The bond with a maturity of three years and an aggregate volume of 2.5 billion U.S. dollars comprises a fixed rate tranche (1.25 billion U.S. dollars with a coupon of 3.50 percent p. a.) and a floating rate tranche with a volume of 1.25 billion U.S. dollars and an interest rate of 0.63 percentage points above the three-month Libor for the U.S. dollar.
The bond with a maturity of 5.5 years comprises a fixed rate tranche with a volume of 2.25 billion U.S. dollars and a coupon of 3.875 percent p. a. and a floating rate tranche with a volume of 1.25 billion U.S. dollars and an interest rate of 1.01 percentage points above the three-month Libor for the U.S. dollar.
The longer-term bonds have maturities of 7.5, 10.5, 20 and 30 years and fixed interest rates of 4.25 percent p. a. (volume of 2.5 billion U.S. dollars, maturing in 2025), 4.375 percent p. a. (volume of 3.5 billion U.S. dollars, maturing in 2028), 4.625 percent p. a. (volume of 1.0 billion U.S. dollars, maturing in 2038) and 4.875 percent p. a. (volume of 2.0 billion U.S. dollars, maturing in 2048).
Bayer intends to use the net proceeds from the bond issue to pay down portions of the syndicated credit facility used as bridge financing for the acquisition of Monsanto.

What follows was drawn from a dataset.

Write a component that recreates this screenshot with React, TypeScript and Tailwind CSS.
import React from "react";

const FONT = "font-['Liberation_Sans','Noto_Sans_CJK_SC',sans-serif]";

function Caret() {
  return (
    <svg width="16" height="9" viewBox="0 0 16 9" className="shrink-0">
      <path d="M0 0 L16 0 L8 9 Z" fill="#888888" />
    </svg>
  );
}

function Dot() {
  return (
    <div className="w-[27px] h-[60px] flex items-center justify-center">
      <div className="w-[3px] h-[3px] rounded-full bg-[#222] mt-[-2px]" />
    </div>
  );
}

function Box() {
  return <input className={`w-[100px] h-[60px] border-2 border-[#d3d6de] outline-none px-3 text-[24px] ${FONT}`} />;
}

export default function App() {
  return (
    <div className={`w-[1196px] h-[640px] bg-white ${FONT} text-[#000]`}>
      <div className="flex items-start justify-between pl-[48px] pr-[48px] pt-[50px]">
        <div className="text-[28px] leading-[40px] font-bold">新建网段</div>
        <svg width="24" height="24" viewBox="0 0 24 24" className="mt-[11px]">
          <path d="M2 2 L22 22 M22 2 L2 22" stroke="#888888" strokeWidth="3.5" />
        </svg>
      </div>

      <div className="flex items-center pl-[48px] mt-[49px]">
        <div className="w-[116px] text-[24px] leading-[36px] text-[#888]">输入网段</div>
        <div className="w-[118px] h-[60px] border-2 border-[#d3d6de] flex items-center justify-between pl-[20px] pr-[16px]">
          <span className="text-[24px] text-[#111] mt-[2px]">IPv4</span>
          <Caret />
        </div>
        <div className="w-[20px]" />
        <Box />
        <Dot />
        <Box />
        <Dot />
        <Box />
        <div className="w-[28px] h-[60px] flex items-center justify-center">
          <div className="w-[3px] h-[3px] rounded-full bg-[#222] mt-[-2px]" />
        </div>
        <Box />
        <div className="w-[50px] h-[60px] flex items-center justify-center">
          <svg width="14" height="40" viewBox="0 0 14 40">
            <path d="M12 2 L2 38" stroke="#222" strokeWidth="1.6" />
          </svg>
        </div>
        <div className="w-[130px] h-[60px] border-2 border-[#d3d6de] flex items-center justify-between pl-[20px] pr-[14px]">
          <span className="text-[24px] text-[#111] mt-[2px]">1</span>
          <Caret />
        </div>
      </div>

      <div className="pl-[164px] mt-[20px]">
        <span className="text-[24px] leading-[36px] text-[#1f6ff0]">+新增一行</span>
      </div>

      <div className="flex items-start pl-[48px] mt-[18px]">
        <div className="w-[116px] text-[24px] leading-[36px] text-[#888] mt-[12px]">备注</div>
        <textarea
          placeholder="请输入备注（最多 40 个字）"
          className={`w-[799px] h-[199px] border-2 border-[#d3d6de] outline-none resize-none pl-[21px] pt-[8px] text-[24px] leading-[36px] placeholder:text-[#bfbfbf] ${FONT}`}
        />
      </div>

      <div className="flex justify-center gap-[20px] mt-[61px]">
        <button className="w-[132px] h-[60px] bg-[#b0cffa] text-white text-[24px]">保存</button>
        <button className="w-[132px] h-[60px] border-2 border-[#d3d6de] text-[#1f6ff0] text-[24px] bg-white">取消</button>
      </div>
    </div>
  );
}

Bayer is a global enterprise with core competencies in the life science fields of health care and agriculture. Its products and services are designed to benefit people and improve their quality of life. At the same time, the Group aims to create value through innovation, growth and high earning power. Bayer is committed to the principles of sustainable development and to its social and ethical responsibilities as a corporate citizen. In fiscal 2017, the Group employed around 99,800 people and had sales of 35.0 billion euros. Capital expenditures amounted to 2.4 billion euros, R&D expenses to 4.5 billion euros. For more information, go to www.bayer.com.
This release may contain forward-looking statements based on current assumptions and forecasts made by Bayer management. Various known and unknown risks, uncertainties and other factors could lead to material differences between the actual future results, financial situation, development or performance of the company and the estimates given here. These factors include those discussed in Bayer’s public reports which are available on the Bayer website at www.bayer.com. The company assumes no liability whatsoever to update these forward-looking statements or to conform them to future events or developments.
This release does not constitute or relate to a public offer of securities for sale or a solicitation of an offer to purchase securities. The securities will not be or have not been registered under the U.S Securities Act of 1933 (the “Securities Act”) and may not be offered or sold in the United States absent registration or an applicable exemption from registration requirements under the Securities Act.